The tradition of using "terms of venery" or "nouns of assembly", collective nouns that are specific to certain kinds of animals, stems from an English hunting tradition of the Late Middle Ages. The fashion of a consciously developed hunting language came to England from France. It was marked by an extensive proliferation of specialist vocabulary, applying different names to the same feature in different animals. The elements can be shown to have already been part of French and English hunting terminology by the beginning of the 14th century. In the course of the 14th century, it became a courtly fashion to extend the vocabulary, and by the 15th century, the tendency had reached exaggerated and even satirical proportions. Other synonyms for "terms of venery" include "company nouns", "gatherations", and "agminals".

The Treatise, written by Walter of Bibbesworth in the mid-1200s, is the earliest source for collective nouns of animals in any European vernacular (and also the earliest source for animal noises). The Venerie of Twiti (early 14th century) distinguished three types of droppings of animals, and three different terms for herds of animals.

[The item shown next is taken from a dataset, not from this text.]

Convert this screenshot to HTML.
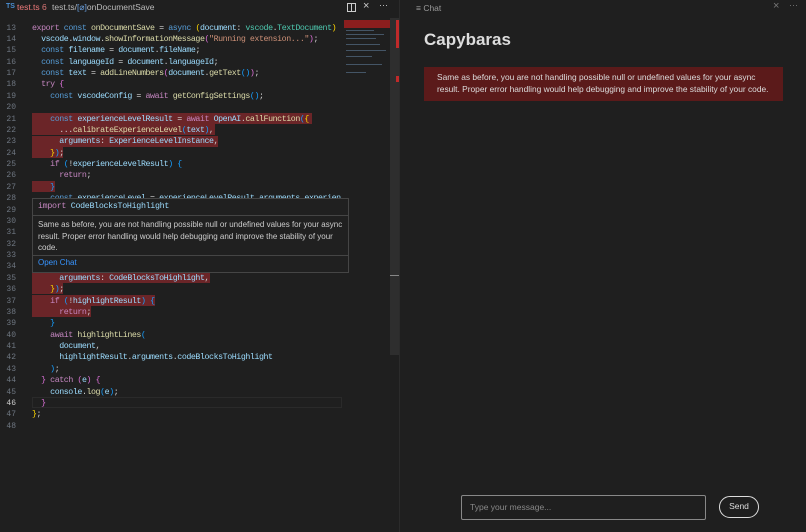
<!DOCTYPE html>
<html><head><meta charset="utf-8"><style>
*{margin:0;padding:0;box-sizing:border-box}
body{width:806px;height:532px;background:#1f1f1f;overflow:hidden;position:relative;font-family:"Liberation Sans",sans-serif}
.ed{position:absolute;left:0;top:0;width:400px;height:532px;background:#1f1f1f;border-right:1px solid #2b2b2b}
.ln{position:absolute;left:0;width:16px;text-align:right;font:8px/11.37px "Liberation Mono",monospace;color:#6e7681}
.cd{position:absolute;left:32px;white-space:pre;font:8.3px/11.37px "Liberation Mono",monospace;letter-spacing:-0.44px;color:#d4d4d4}
.hl{position:absolute;background:#6b2528}
.k{color:#c586c0}.b{color:#569cd6}.v{color:#9cdcfe}.f{color:#dcdcaa}.s{color:#ce9178}.t{color:#4ec9b0}.y{color:#ffd700}.p{color:#da70d6}.c{color:#179fff}
</style></head><body>
<div class="ed">
<div style="position:absolute;left:6px;top:3px;font-size:7px;color:#4a8fd4;font-weight:bold">TS</div>
<div style="position:absolute;left:17px;top:2px;font-size:8.5px;color:#f07b7b">test.ts <span style="color:#d77">6</span></div>
<div style="position:absolute;left:52px;top:2px;font-size:8.5px;color:#bbb">test.ts/<span style="color:#6aa0e0">[⌀]</span>onDocumentSave</div>
<div style="position:absolute;left:347px;top:3px;width:9px;height:9px;border:1px solid #ccc"><div style="position:absolute;left:3px;top:0;width:1px;height:7px;background:#ccc"></div></div>
<div style="position:absolute;left:363px;top:0px;font-size:11px;color:#ccc">×</div>
<div style="position:absolute;left:379px;top:0px;font-size:9px;color:#ccc">···</div>
<div style="position:absolute;left:344px;top:18px;width:46px;height:60px">
<div style="position:absolute;left:0;top:2px;width:46px;height:8px;background:#8b1e1e"></div>
<div style="position:absolute;left:2px;top:12px;width:28px;height:1px;background:#456"></div>
<div style="position:absolute;left:2px;top:16px;width:38px;height:1px;background:#456"></div>
<div style="position:absolute;left:2px;top:20px;width:30px;height:1px;background:#456"></div>
<div style="position:absolute;left:2px;top:26px;width:34px;height:1px;background:#456"></div>
<div style="position:absolute;left:2px;top:32px;width:40px;height:1px;background:#456"></div>
<div style="position:absolute;left:2px;top:38px;width:26px;height:1px;background:#456"></div>
<div style="position:absolute;left:2px;top:46px;width:36px;height:1px;background:#456"></div>
<div style="position:absolute;left:2px;top:54px;width:20px;height:1px;background:#456"></div>
</div>
<div style="position:absolute;left:390px;top:18px;width:9px;height:337px;background:#2e2e2e"></div>
<div style="position:absolute;left:396px;top:20px;width:3px;height:28px;background:#c02a2a"></div>
<div style="position:absolute;left:396px;top:76px;width:3px;height:6px;background:#c02a2a"></div>
<div style="position:absolute;left:390px;top:275px;width:9px;height:1px;background:#888"></div>

<div class="hl" style="left:32px;top:113px;width:280px;height:11.4px"></div>
<div class="hl" style="left:32px;top:124px;width:183px;height:11.4px"></div>
<div class="hl" style="left:32px;top:136px;width:186px;height:11.4px"></div>
<div class="hl" style="left:32px;top:147px;width:31px;height:11.4px"></div>
<div class="hl" style="left:32px;top:181px;width:23px;height:11.4px"></div>
<div class="hl" style="left:32px;top:260px;width:178px;height:23px"></div>
<div class="hl" style="left:32px;top:283px;width:31px;height:11.4px"></div>
<div class="hl" style="left:32px;top:295px;width:123px;height:11.4px"></div>
<div class="hl" style="left:32px;top:306px;width:59px;height:11.4px"></div>

<div class="ln" style="top:22.5px">13<br>14<br>15<br>16<br>17<br>18<br>19<br>20<br>21<br>22<br>23<br>24<br>25<br>26<br>27<br>28<br>29<br>30<br>31<br>32<br>33<br>34<br>35<br>36<br>37<br>38<br>39<br>40<br>41<br>42<br>43<br>44<br>45<br><span style="color:#ccc">46</span><br>47<br>48</div>
<div class="cd" style="top:22.5px"><span class="k">export</span> <span class="b">const</span> <span class="f">onDocumentSave</span> = <span class="b">async</span> <span class="y">(</span><span class="v">document</span>: <span class="t">vscode</span>.<span class="t">TextDocument</span><span class="y">)</span>
  <span class="v">vscode</span>.<span class="v">window</span>.<span class="f">showInformationMessage</span><span class="p">(</span><span class="s">"Running extension..."</span><span class="p">)</span>;
  <span class="b">const</span> <span class="v">filename</span> = <span class="v">document</span>.<span class="v">fileName</span>;
  <span class="b">const</span> <span class="v">languageId</span> = <span class="v">document</span>.<span class="v">languageId</span>;
  <span class="b">const</span> <span class="v">text</span> = <span class="f">addLineNumbers</span><span class="p">(</span><span class="v">document</span>.<span class="f">getText</span><span class="c">()</span><span class="p">)</span>;
  <span class="k">try</span> <span class="p">{</span>
    <span class="b">const</span> <span class="v">vscodeConfig</span> = <span class="k">await</span> <span class="f">getConfigSettings</span><span class="c">()</span>;

    <span class="b">const</span> <span class="v">experienceLevelResult</span> = <span class="k">await</span> <span class="v">OpenAI</span>.<span class="f">callFunction</span><span class="c">(</span><span class="y">{</span>
      ...<span class="f">calibrateExperienceLevel</span><span class="c">(</span><span class="v">text</span><span class="c">)</span>,
      <span class="v">arguments</span>: <span class="v">ExperienceLevelInstance</span>,
    <span class="y">}</span><span class="c">)</span>;
    <span class="k">if</span> <span class="c">(</span>!<span class="v">experienceLevelResult</span><span class="c">)</span> <span class="c">{</span>
      <span class="k">return</span>;
    <span class="c">}</span>
    <span class="b">const</span> <span class="v">experienceLevel</span> = <span class="v">experienceLevelResult</span>.<span class="v">arguments</span>.<span class="v">experien</span>






      <span class="v">arguments</span>: <span class="v">CodeBlocksToHighlight</span>,
    <span class="y">}</span><span class="c">)</span>;
    <span class="k">if</span> <span class="c">(</span>!<span class="v">highlightResult</span><span class="c">)</span> <span class="c">{</span>
      <span class="k">return</span>;
    <span class="c">}</span>
    <span class="k">await</span> <span class="f">highlightLines</span><span class="c">(</span>
      <span class="v">document</span>,
      <span class="v">highlightResult</span>.<span class="v">arguments</span>.<span class="v">codeBlocksToHighlight</span>
    <span class="c">)</span>;
  <span class="p">}</span> <span class="k">catch</span> <span class="p">(</span><span class="v">e</span><span class="p">)</span> <span class="p">{</span>
    <span class="v">console</span>.<span class="f">log</span><span class="c">(</span><span class="v">e</span><span class="c">)</span>;
  <span class="p">}</span>
<span class="y">}</span>;
</div>
<div style="position:absolute;left:32px;top:397px;width:310px;height:11.4px;border:1px solid #2a2a2a"></div>
<div style="position:absolute;left:32px;top:198px;width:317px;height:75px;background:#202020;border:1px solid #454545">
<div style="padding:3px 5px;height:17px;font:8.3px 'Liberation Mono',monospace;letter-spacing:-0.3px;border-bottom:1px solid #454545"><span class="k">import</span> <span class="v">CodeBlocksToHighlight</span></div>
<div style="padding:3px 5px;height:40px;font-size:8px;line-height:11.5px;color:#ccc;border-bottom:1px solid #454545">Same as before, you are not handling possible null or undefined values for your async result. Proper error handling would help debugging and improve the stability of your code.</div>
<div style="padding:2px 5px;font-size:8px;color:#3794ff">Open Chat</div>
</div>
</div>
<div style="position:absolute;left:416px;top:3px;font-size:8.5px;color:#999">≡ Chat</div>
<div style="position:absolute;left:773px;top:0px;font-size:11px;color:#777">×</div>
<div style="position:absolute;left:789px;top:0px;font-size:9px;color:#777">···</div>
<div style="position:absolute;left:424px;top:30px;font-size:17px;font-weight:bold;color:#ddd">Capybaras</div>
<div style="position:absolute;left:424px;top:67px;width:359px;height:34px;background:#5b1a1a;padding:5px 10px 5px 13px;font-size:8.4px;line-height:11.8px;color:#ddd">Same as before, you are not handling possible null or undefined values for your async result. Proper error handling would help debugging and improve the stability of your code.</div>
<div style="position:absolute;left:461px;top:495px;width:245px;height:25px;border:1px solid #888;border-radius:2px;padding:6px 8px;font-size:8.5px;color:#888">Type your message...</div>
<div style="position:absolute;left:719px;top:496px;width:40px;height:22px;border:1.5px solid #ddd;border-radius:11px;text-align:center;line-height:19px;font-size:8.5px;color:#ddd">Send</div>
</body></html>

Gaston Phoebus (14th century) had five terms for droppings of animals, which were extended to seven in the Master of the Game (early 15th century). The focus on collective terms for groups of animals emerged in the later 15th century. Thus, a list of collective nouns in Egerton MS 1995, dated to c. 1452 under the heading of "termis of venery &c.", extends to 70 items, and the list in the Book of Saint Albans (1486) runs to 164 items, many of which, even though introduced by "the compaynys of beestys and fowlys", relate not to venery, but to human groups and professions and are humorous, such as "a Doctryne of doctoris", "a Sentence of Juges", "a Fightyng of beggers", "an uncredibilite of Cocoldis", "a Melody of harpers", "a Gagle of women", "a Disworship of Scottis", etc.

The Book of Saint Albans became very popular during the 16th century and was reprinted frequently. Gervase Markham edited and commented on the list in his The Gentleman's Academie, in 1595. The book's popularity had the effect of perpetuating many of these terms as part of the Standard English lexicon even if they were originally meant to be humorous and have long ceased to have any practical application.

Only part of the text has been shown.